Unfortunately this was not the concert I had bought tickets for. The original plan was for a performance of Ravel’s complete music for ‘Daphnis et Chloé’ by Les Siecles under François-Xavier Roth, which I was particularly looking forward to. However, the enforced absence of Roth meant a change in programme as well as a change in conductor. French conductor Louis Langrée took over the baton for a concert of works by French composers.
Louis Langrée
To begin, we were able to hear the world’s first performance of a work by Maurice Ravel. A strange occurance considering that he has been dead for 87 years, but in 2023 the Bibliothèque nationale de France acquired the manuscript of a short composition for mixed choir and orchestra based on a poem by Armand Silvestre entitled ‘Amants qui suivez le chemin’, probably composed between 1902 and 1905. It was delightfully performed, especially by the Radio France choir.
Radio France choir
Another short work followed, ‘Thème varié pour violin et orchestre’ by Charlotte Sohy, a composer I was not familiar with, even though she left a large number of compositions including piano pieces, trios, string quartets, songs, masses, a symphony and the lyrical drama ‘L’Esclave couronnée’. She sounds like someone I should find out more about; she also wrote plays and a novel and her musical compositions were frequently performed by Maurice Ravel and Gabriel Fauré, providing a link within tonight’s programme.

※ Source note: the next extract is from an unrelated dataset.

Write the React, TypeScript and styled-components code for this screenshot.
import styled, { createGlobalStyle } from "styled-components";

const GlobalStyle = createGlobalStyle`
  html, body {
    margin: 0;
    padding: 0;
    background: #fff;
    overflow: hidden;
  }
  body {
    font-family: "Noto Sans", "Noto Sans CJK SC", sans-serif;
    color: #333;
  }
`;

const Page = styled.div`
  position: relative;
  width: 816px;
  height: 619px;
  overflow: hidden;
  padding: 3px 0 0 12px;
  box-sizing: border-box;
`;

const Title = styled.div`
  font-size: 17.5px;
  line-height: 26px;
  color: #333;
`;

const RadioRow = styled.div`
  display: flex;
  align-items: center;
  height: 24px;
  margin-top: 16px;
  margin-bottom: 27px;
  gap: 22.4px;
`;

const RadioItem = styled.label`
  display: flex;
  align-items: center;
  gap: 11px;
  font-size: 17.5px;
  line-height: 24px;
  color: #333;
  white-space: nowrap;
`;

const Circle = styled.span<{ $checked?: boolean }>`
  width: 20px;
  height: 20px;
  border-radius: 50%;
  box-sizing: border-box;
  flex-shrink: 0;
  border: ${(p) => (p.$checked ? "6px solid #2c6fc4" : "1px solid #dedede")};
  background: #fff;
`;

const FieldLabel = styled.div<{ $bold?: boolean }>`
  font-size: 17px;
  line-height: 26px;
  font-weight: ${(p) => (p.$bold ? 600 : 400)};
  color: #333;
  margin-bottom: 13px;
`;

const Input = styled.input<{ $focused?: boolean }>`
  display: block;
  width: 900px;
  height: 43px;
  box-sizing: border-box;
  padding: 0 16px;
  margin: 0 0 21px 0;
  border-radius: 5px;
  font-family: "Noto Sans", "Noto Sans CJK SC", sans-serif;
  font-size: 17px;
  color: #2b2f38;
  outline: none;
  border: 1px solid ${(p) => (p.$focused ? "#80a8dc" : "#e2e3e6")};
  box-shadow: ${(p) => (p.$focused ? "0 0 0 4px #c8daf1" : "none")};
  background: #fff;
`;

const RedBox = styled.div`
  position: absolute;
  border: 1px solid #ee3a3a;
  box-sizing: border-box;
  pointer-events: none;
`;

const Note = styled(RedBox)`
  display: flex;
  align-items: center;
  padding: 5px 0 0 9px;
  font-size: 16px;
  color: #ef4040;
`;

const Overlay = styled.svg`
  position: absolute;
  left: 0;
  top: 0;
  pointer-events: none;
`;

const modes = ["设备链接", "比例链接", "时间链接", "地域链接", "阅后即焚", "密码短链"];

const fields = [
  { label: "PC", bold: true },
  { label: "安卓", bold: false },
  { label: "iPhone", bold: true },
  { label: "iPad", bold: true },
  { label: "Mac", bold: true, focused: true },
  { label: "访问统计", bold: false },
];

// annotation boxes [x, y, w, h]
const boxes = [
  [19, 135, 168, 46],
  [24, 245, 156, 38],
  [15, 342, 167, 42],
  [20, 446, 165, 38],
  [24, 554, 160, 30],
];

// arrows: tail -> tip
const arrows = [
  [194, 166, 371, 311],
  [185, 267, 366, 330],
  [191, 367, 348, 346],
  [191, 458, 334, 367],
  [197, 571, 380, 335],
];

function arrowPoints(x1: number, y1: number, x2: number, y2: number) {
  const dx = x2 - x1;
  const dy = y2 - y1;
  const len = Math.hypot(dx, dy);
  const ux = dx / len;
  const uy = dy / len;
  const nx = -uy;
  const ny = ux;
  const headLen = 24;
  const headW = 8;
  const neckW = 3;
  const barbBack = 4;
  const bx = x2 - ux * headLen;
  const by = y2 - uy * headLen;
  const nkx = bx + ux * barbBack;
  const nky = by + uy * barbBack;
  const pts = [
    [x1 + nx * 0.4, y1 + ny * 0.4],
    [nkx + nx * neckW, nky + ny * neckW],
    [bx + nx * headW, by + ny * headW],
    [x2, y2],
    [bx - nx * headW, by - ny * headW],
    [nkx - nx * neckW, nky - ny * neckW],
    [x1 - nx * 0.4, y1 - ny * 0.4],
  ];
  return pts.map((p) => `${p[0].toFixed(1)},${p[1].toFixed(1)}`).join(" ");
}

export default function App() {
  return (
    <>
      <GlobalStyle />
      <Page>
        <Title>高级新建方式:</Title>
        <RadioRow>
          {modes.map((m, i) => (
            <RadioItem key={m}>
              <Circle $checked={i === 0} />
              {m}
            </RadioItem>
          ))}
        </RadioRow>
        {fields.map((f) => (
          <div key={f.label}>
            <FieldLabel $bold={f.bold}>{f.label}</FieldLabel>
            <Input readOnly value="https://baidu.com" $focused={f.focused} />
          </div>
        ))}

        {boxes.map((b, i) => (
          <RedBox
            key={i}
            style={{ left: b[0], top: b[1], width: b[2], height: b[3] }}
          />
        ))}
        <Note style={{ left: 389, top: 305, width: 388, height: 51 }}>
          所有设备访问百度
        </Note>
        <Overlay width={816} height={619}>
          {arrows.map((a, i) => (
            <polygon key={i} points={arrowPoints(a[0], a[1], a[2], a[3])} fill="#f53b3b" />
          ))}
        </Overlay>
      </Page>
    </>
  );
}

We were treated to the usual high quality of violin playing from Renaud Capuçon in both Sohy’s ‘Thème’ and the next work, Gabriel Fauré’s D minor ‘Concerto pour violin et orchestre’. Again it is a short work as only the first of two completed movements, the Allegro, has survived, although Fauré reused some of its themes in his later String Quartet.
Renaud Capuçon
The second half of the concert was a much brighter and livelier affair, with two works by Ravel superbly performed by Les Siecles. The first was ‘Ma Mère l’Oye’, based on fairy tales and originally written for children in 1910 as a piano duet, before being orchestrated the following year, the version we heard. Ravel would subsequently add additional pieces and interludes to transform it into a ballet. The musicians of Les Siècles use French instruments from the beginning of the twentieth century, so we were hearing the works in versions that Ravel would have been familiar with.

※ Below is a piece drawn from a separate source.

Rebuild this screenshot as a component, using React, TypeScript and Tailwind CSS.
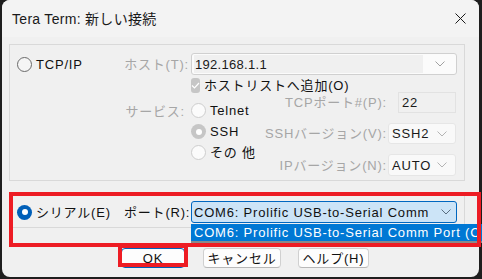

The earlier sections have plenty of room for the wind instruments to impress, with flute and piccolo solos, then clarinet and contrabassoon, before concluding with the impressionist ‘Le jardin féerique’ in which Sleeping Beauty, represented by the celesta, awakes to a wonderful crescendo.
The final piece was the highlight of the evening. Even though we didn’t get the promised complete ‘Daphis et Chloé’ ballet music, we did at least get the more-often performed ‘Suite no. 2’. It was a chance for Les Siècles to shine, and shine they did. Both the orchestra and the choir were superb, so much so that they were called back to play the final section all over again, much to the audience’s delight.